The achievement gap is worse in many cities in the Bay Area. Researchers pointed to Mountain View, Berkeley and San Rafael as locations where the achievement gap between white and Hispanic students is the largest. In these school districts, white students are performing several grade levels above their Latino peers, according to the study.
The database itself acts as an open invitation for policy makers to get detailed information about public schools, and to help researchers try to find the best practices for closing the gap. But the subsequent reports published by the research team, including project director Sean Reardon, take a stab at what might be causing the gulf between groups of students.
Income strongly correlates with student achievement. One study from the research team notes that "half of the variance" in local achievement gaps comes from socioeconomic differences that closely align with race. White students, on average, come from families with a higher income than Latino families, who in turn have a higher income than black families. Families with enough money can afford to spend more time reading to their children, and give them greater access to tutoring services, computers and libraries.
"All of these experiences are affected by family socioeconomic status," the study states. "High-income and highly educated parents have, on average, more resources to foster and support their children's academic skills outside of school "
But it's not the only factor. In many places in the country where white and Latino students, or white and black students, come from similar socioeconomic backgrounds, the racial and ethnic achievement gaps continue to persist -- sometimes by wide margins.
That could be due to an array of different factors, but chief among them is segregation. The study found that black and Latino students being funneled into higher poverty schools tends to magnify the achievement gap. The study makes a case that if low-income students were spread equally across all campuses, it would even out the magnitude of the achievement gap within a district.
"In the presence of segregation, however, if school racial composition is correlated with school resources ... then black and Hispanic students will, on average, experience fewer opportunities for learning than their white peers," according to the study.
The study points out that many districts in the Bay Area are home to some of the largest gaps in socioeconomic status between white and Hispanic families and some of the greatest levels of segregation in local schools, including in Mountain View, San Rafael, Cabrillo Unified in Half Moon Bay and Berkeley.
The problem of segregation
Segregation itself is not the key problem, the problem is the socioeconomic imbalances that can come with it, according to Kenneth Shores, a researcher at Stanford who has worked on the education database project for years. He said schools where minority students and white students are heavily stratified don't necessarily see a large achievement gap, provided both schools are working with the same amount of resources each year.
"But in places with the same level of segregation, schools with a high number of minority students that have a lot more poor students tend to be the ones with really big academic achievement gaps," Shores said.
In the Mountain View Whisman School District, Castro and Theuerkauf Elementary have the lowest test scores and the highest concentration of low-income and Latino students. When the school board last year considered splitting Castro Elementary into its own school and removing the Dual Immersion language program to create its own school, some parents cried foul and told the board that the move amounted to segregation. Former Superintendent Craig Goldman, along with the Castro restructuring task force, insisted that isolating the district's lowest-performing students was the best way to narrow the achievement gap.

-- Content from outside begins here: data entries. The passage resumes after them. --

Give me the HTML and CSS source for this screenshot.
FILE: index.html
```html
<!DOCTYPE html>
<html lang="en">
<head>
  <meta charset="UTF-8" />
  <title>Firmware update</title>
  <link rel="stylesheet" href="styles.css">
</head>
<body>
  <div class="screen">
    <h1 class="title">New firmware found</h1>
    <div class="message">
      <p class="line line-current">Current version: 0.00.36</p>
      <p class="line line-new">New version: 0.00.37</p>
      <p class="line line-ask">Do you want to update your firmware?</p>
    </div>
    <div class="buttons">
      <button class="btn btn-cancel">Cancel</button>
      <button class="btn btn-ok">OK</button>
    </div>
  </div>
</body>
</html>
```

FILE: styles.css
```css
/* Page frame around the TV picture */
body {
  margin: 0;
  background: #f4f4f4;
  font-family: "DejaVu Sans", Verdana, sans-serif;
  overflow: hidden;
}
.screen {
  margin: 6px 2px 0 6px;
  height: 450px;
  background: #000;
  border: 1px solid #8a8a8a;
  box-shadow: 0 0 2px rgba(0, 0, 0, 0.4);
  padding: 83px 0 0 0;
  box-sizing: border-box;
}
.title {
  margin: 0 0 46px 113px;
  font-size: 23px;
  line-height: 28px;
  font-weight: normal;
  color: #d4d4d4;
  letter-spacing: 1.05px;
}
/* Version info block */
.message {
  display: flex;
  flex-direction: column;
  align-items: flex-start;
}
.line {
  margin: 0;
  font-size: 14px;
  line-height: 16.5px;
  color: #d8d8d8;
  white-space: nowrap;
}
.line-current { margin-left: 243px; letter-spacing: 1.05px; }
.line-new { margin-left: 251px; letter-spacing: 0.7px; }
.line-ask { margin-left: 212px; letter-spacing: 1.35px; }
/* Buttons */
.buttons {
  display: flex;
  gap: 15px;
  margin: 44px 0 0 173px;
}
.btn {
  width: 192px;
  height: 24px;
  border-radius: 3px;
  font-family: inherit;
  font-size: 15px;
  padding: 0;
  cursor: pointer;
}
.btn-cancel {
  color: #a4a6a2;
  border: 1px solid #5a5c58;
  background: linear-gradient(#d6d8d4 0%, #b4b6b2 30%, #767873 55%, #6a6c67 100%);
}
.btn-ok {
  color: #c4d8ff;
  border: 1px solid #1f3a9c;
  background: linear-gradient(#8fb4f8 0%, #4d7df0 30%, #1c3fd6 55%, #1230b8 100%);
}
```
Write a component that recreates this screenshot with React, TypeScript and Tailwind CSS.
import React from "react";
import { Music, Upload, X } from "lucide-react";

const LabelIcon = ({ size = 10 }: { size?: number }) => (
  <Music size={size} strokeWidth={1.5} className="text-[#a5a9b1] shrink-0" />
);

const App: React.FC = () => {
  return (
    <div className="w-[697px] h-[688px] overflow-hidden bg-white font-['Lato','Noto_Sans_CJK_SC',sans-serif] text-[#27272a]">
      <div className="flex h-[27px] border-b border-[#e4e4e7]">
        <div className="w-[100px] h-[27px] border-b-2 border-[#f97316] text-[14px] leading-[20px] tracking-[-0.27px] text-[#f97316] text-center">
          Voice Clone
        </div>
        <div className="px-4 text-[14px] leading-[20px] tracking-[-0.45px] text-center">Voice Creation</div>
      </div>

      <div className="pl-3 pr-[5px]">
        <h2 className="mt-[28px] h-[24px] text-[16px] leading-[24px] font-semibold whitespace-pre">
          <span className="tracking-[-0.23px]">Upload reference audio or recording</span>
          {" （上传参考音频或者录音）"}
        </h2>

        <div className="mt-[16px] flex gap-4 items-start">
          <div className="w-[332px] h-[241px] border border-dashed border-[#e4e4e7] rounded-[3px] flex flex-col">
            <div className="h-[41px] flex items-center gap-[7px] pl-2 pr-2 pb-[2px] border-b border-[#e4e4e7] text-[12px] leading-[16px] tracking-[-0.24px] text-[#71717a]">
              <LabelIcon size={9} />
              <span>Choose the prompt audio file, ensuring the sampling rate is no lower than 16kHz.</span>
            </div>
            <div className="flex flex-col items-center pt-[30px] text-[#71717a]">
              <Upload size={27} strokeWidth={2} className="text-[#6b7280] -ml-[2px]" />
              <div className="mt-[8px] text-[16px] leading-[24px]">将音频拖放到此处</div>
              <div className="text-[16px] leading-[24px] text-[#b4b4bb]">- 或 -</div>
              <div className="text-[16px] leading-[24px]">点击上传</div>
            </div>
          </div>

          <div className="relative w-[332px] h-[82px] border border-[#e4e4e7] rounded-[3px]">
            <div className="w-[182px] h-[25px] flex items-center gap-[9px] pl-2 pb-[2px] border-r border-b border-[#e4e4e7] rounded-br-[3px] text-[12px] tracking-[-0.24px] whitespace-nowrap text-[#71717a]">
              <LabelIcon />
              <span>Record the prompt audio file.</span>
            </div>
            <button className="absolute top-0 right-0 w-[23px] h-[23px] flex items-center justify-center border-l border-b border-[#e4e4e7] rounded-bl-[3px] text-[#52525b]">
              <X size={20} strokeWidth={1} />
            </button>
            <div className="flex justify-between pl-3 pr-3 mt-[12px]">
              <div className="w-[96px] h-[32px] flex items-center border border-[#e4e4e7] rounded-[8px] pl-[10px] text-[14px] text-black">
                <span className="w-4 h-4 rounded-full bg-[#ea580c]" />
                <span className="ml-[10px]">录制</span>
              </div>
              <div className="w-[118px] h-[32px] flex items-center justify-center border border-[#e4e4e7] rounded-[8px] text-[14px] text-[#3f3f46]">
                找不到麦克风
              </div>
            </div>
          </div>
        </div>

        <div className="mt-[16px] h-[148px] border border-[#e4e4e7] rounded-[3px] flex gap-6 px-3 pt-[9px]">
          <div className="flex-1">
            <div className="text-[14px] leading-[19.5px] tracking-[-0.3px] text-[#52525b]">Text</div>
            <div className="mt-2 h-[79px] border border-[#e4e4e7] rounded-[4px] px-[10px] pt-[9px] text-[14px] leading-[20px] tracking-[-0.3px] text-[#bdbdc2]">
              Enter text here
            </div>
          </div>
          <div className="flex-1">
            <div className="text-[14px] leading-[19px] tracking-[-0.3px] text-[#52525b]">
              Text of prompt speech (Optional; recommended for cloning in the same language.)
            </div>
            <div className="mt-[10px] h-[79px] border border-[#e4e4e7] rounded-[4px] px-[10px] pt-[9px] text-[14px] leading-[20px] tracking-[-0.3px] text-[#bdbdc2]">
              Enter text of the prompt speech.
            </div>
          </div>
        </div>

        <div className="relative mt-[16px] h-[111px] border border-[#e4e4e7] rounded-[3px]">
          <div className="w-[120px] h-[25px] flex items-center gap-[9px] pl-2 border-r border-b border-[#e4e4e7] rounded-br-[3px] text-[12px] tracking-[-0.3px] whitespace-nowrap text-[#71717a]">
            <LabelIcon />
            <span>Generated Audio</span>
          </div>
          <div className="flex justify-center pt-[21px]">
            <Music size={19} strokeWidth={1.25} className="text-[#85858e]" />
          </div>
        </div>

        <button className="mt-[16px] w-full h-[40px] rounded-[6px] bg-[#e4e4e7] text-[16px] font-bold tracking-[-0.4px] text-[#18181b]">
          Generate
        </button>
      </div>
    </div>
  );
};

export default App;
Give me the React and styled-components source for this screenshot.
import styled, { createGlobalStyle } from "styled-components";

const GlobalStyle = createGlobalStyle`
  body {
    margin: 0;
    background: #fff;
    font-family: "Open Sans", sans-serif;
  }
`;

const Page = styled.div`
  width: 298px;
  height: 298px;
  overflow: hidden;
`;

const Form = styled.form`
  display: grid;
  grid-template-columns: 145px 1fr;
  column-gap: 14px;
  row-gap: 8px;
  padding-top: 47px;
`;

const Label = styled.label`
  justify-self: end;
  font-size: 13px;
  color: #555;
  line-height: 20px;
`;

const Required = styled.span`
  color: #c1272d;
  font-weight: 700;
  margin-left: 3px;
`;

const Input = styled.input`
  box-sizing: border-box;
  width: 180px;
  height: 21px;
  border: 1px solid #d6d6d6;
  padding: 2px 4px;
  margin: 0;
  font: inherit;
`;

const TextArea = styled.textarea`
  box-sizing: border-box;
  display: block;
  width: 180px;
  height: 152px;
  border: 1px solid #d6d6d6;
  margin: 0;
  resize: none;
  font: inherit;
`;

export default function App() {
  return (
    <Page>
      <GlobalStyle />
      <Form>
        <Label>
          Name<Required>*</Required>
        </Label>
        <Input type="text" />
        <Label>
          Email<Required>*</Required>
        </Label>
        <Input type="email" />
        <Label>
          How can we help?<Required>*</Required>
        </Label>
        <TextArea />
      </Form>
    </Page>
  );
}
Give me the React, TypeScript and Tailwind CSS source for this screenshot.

In an message to board members regarding the Stanford study, Superintendent Ayinde Rudolph told trustees that now is the time to consider whether the district has a student placement policy that is strong enough to eliminate segregation in Mountain View's public schools.
"In essence, Reardon is reiterating that a separate but equal approach, as argued through (Supreme Court case) Plessy v. Ferguson, is not enough to eliminate the achievement gap," Rudolph said. "Moreover, it will take more than 'tossing money' at a school to equalize the effects of segregation, as represented through race and poverty."
No silver bullet
The responsibility mostly falls on school districts to improve test scores for lower-achieving students. School districts have autonomy over curriculum adoption, teacher assignment policies and resource distribution across schools. State-level initiatives don't appear to be a "dominant force in shaping patterns of racial (and) ethnic academic achievement gaps," according to one of the studies.
So far, no one seems to have found a silver bullet for closing the achievement gap. Reardon noted in one study that one of the take-home messages from the data analysis is that educators do not appear to know how to provide "adequate educational opportunities" for children growing up in low-income communities. The only places in the country where the achievement gap is near zero are in places where all the students are performing badly -- like Detroit and Clayton County, Ga.
"This does not appear, at least in the case of Detroit, to be the kind of equity we would like to reproduce," Reardon said in the study.
"In other words, there is no school district in the U.S. that serves a moderately large number of black or Hispanic students where achievement is high and achievement gaps are near zero."
Shores, who co-authored the study, said it may sound pretty bleak knowing that no one has managed to close the achievement in the United States, but he said it can also serve as a call to action for policy makers to find a solution.
"It's grim, but it's also a kind of kick in the pants as well," Shores said. "To me, it kind of motivates research and action and recognizing that the situation is dire."
This vexing problem came up at a Mountain View-Los Altos High School District board meeting in October, when Associate Superintendent Brigitte Sarraf reviewed test scores that showed Latino, English-learner and economically disadvantaged students were struggling to meet state standards.
There are examples of school districts raising test scores for these under-performing student groups, but Sarraf told the board that all these districts have a mostly homogeneous pool of students -- something along the lines of a student body where 80 percent of the population is Latino and economically disadvantaged. In a district where there's a big number of both high-achieving and low-achieving students, however, Sarraf said no district appears to be making any significant progress in closing the achievement gap.